Ich erinnere mich daran, wie ich Fahrradfahren gelernt habe, auf dem Parkplatz gegenüber von unserem alten Haus. Ich weiß noch, wie ich hingefallen bin und mir mein Knie blutig geschlagen habe und weinend zuhause geklingelt habe. Mein Vater machte auf und besorgte mir ein Pflaster. Er nahm den Kummer von mir.

Ich bitte dich: Sei wie ein Vater zu mir, der meine Wunden behutsam umsorgt und mir die Kraft schenkt, schwierige Aufgaben zu meistern, auch wenn sie mir nicht direkt gelingen wollen.

Ich erinnere mich daran, wie ich davon erfuhr, dass eine meiner besten Freundinnen ums Leben gekommen ist. Ich weiß noch, dass ich meiner Mutter davon erzählte und sie mich wortlos in den Arm nahm und mit mir gemeinsam geweint hat. Geteiltes Leid ist halbes Leid.

Ich bitte dich: Sei wie eine Mutter zu mir, die mir in den schwersten Zeiten beisteht, die richtigen Worte findet und doch auch weiß, wann die stillschweigende Anwesenheit das beste Heilmittel ist. Lass mich Trost in dir und deinem Versprechen finden, dass du eines Tages jede Träne abwischst und du mir beistehst, bis ans Ende aller Tage.

Ich erinnere mich an den Tag, an dem ich morgens nichtsahnend auf dem Weg zu meiner ersten Vorlesung von den Anschlägen in Paris erfuhr und abends am Computer recherchierte. Mir kamen Tränen in die Augen, als ich von all den unschuldigen Toten las. Manchmal bin ich verzweifelt angesichts all dem Leid und der Ungerechtigkeit in dieser Welt.
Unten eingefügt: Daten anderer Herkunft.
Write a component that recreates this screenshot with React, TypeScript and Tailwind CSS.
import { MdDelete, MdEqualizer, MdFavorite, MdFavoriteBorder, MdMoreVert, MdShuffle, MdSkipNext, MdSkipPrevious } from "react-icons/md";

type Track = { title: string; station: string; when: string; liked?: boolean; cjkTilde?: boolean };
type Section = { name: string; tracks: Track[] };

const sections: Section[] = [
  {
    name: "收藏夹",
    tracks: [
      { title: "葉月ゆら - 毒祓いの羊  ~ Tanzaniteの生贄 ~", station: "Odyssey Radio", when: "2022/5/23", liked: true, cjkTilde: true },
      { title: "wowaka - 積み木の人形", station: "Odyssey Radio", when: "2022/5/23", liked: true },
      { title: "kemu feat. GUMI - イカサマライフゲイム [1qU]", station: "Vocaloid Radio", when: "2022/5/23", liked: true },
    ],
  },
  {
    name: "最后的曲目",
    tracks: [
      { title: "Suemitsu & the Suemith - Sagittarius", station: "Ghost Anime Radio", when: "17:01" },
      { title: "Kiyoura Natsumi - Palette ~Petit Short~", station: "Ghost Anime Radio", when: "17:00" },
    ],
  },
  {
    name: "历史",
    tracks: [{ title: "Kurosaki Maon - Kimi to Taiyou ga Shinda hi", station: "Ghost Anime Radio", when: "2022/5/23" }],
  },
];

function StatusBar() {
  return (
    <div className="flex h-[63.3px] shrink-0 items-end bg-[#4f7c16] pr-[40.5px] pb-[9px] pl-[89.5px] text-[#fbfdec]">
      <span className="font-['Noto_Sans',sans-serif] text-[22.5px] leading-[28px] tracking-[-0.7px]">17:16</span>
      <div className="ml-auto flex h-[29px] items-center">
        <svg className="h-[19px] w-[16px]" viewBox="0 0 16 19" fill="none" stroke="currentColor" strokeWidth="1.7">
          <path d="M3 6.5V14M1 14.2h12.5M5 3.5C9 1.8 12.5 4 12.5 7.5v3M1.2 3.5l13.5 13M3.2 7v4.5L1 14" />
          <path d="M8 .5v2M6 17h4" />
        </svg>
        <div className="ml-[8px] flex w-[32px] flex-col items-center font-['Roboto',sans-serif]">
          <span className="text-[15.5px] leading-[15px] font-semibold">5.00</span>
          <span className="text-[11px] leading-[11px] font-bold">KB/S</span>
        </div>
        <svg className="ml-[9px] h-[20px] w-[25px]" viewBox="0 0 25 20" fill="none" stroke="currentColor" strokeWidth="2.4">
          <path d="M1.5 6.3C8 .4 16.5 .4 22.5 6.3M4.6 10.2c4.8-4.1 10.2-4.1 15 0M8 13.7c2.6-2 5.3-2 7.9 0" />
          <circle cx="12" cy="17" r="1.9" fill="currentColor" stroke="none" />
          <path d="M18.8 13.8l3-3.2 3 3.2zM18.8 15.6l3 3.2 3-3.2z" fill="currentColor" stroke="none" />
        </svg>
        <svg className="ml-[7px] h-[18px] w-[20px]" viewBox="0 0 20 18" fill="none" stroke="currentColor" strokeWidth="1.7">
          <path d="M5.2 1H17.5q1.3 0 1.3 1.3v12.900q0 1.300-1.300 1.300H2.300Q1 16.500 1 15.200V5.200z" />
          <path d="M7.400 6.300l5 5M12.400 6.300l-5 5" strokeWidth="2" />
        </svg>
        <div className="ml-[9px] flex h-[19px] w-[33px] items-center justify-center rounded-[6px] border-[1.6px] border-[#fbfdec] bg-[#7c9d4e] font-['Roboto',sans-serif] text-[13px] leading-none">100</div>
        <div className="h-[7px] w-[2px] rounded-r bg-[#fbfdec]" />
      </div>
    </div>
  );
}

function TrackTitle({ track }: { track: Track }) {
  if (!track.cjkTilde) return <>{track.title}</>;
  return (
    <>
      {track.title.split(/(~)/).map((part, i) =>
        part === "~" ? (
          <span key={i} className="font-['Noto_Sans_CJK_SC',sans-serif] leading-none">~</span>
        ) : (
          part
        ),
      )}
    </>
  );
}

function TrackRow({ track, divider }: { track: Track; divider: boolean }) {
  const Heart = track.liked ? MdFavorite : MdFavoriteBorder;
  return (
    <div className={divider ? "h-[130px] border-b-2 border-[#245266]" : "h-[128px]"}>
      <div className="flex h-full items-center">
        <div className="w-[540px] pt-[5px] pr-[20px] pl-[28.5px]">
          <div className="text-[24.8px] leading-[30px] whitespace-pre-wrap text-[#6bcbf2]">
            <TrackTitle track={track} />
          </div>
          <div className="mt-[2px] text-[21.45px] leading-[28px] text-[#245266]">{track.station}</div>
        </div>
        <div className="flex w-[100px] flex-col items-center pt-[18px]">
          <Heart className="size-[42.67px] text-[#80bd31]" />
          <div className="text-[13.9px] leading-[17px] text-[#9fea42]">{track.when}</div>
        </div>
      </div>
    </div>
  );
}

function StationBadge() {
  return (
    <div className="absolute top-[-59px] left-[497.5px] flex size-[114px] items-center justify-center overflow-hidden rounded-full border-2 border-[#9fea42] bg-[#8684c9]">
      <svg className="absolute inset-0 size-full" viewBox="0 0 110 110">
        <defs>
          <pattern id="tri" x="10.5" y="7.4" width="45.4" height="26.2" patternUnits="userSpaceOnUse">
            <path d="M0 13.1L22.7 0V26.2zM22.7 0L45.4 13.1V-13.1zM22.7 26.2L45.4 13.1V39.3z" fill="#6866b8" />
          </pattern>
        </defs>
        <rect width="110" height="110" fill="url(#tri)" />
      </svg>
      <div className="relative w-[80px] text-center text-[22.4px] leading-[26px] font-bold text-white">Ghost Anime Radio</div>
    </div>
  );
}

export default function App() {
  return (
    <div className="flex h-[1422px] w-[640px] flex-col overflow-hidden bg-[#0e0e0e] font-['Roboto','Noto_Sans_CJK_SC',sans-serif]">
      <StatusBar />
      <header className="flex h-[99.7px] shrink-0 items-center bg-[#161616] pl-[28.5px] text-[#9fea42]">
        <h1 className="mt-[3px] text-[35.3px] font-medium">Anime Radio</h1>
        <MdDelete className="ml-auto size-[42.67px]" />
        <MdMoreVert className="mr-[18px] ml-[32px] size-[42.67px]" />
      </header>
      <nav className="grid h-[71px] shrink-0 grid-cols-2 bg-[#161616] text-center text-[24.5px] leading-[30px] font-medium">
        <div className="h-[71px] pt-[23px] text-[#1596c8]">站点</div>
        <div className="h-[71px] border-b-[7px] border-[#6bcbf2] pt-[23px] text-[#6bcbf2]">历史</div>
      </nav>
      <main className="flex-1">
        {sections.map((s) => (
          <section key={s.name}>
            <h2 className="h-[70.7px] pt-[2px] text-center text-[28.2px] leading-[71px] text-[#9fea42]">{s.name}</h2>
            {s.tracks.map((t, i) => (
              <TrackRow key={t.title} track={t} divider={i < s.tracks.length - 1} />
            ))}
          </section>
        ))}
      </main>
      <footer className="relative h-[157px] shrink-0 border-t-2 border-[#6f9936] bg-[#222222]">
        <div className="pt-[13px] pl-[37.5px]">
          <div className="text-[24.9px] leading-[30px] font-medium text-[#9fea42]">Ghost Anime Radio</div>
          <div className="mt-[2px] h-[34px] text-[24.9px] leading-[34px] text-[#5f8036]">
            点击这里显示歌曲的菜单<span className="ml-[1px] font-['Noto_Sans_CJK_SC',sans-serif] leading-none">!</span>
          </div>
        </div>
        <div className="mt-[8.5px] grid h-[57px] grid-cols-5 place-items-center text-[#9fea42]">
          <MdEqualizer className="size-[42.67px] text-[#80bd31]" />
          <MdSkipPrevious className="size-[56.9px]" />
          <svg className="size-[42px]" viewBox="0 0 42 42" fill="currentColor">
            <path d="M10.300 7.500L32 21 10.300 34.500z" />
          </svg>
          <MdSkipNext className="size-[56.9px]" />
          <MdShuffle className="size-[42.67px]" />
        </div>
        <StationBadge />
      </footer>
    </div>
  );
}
Ich bitte dich: Lasse dein Licht scheinen auf all diejenigen, die Kummer haben. Sei bei denen, die sich verzweifelt, verlassen oder heimatlos fühlen, die alles verloren haben, die Opfer von Ungerechtigkeit und Gewalt wurden. Spende deinen Trost an diejenigen, die frohlocken sollten statt zu trauern.